Cuentos de verano
Por Ignacio Echevarría Ver todos los artículos de 'Mínima molestia'
9 septiembre, 2011 02:00No es mi intención abundar aquí en lo que, por insinuarlo alguna vez, me ha supuesto sus buenos estirones de pelo, amén de la inquina eterna de quienes se han sentido ofendidos por ello. Me refiero a eso de que el género del cuento, objeto en nuestro país de las solícitas atenciones que suelen dispensarse a los niños retrasados o muy enclenques, parece pervertido por la idea de que se trata de un "género-muestra", que sirve a algunos narradores para enseñar la patita, y a antólogos y editores de revistas para armar periódicamente -tú sí, tú no- sus propias fotos de grupo.
Me pregunto si con esta manía de acudir a los escritores para rellenar con viñetas narrativas las páginas veraniegas no se corre el riesgo de provocar en los lectores un reflejo pavloviano que haga que el acto de leer un cuento permanezca automáticamente asociado al olor de los aceites bronceadores, al griterío de los niños, al agua de la piscina o a las colas en los supermercados. Flaco favor se estaría haciendo en ese caso a quienes, imbuidos de su "amor al género", no cesan de promoverlo en cuanto encuentran la ocasión.
Gracias a Dios, por Navidad también suele ocurrir que se acuda a los escritores para semejantes menesteres. De hecho, el cuento de Navidad constituye un subgénero ya muy veterano, de tradición bastante gloriosa, por cierto. Y no hay indicios de que el recuerdo de los turrones y los villancicos haya disuadido a nadie de seguir leyendo más cuentos el resto del año. Bien es verdad que tampoco consta que haya actuado de incentivo para hacerlo.
¿O sí? ¿Alguien lo sabe?
Como fuere, de lo que se pretendía hablar aquí es de toda esa literatura de ocasión que, como los cuentos de verano, no deja de representar para los escritores una actividad en cierto modo punto mercenaria, como lo son sus trabajos netamente periodísticos. Sólo que aquí no se trata de articulismo propiamente dicho, sino de algo más o menos relacionado con su condición de creadores, es decir, con el núcleo más específico de su dedicación.

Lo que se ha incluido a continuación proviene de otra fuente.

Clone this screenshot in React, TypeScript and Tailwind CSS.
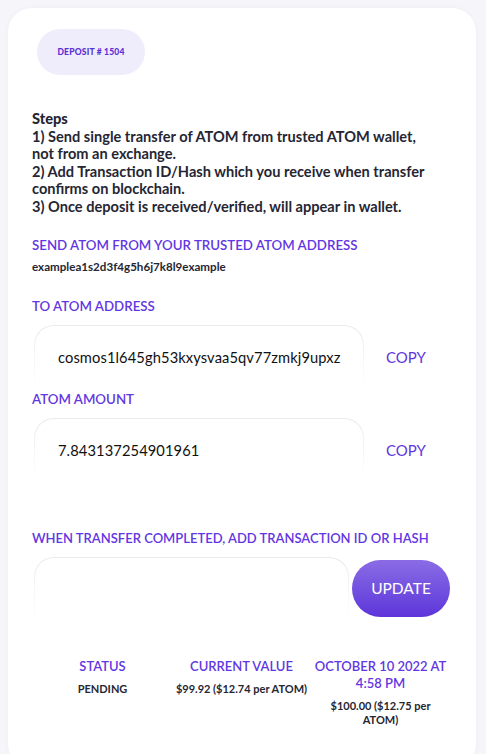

Herederos como aún somos de la mitología romántica, nos resistimos a poner en palabras lo que nunca ha dejado de ocurrir: que los escritores cumplen un servicio público que en ocasiones poco tiene que ver consigo mismos, con la expresión de sus cuitas y de sus obsesiones, ni siquiera de sus ideas.
Recuerdo la gracia que me hizo tiempo atrás, al visitar por vez primera Marrakesch, ver en las calles carteles en que se anunciaba "Écrivain public". Luego supe de la institución -vigente tanto en Gran Bretaña como en Estados Unidos- del "poeta laureado", nombrado oficialmente para que componga poemas en ocasiones señaladas. Lo fueron Ted Hughes y Joseph Brodsky, nada menos.
Se trata de extremos en que se pone de manifiesto un hecho bien común: que, en la medida en que se profesionaliza, el escritor "se emplea" como tal, y cumple, a cambio de salario o publicidad, funciones de muy vario signo, entre ellas, ya se ha visto, la de procurar refresco y solaz a las fatigadas tropas de trabajadores en descanso.
En mi experiencia como editor de "obras completas" he debido afrontar en más de una ocasión las dudas razonables y los escrúpulos que en ocasiones suscita considerar parte de su "obra" los textos de ocasión que un autor escribió para satisfacer vaya uno a saber qué necesidades, compromisos o conveniencias.
No todos aciertan, en esas ocasiones, a nadar y a guardar la ropa, por mucho calor que haga.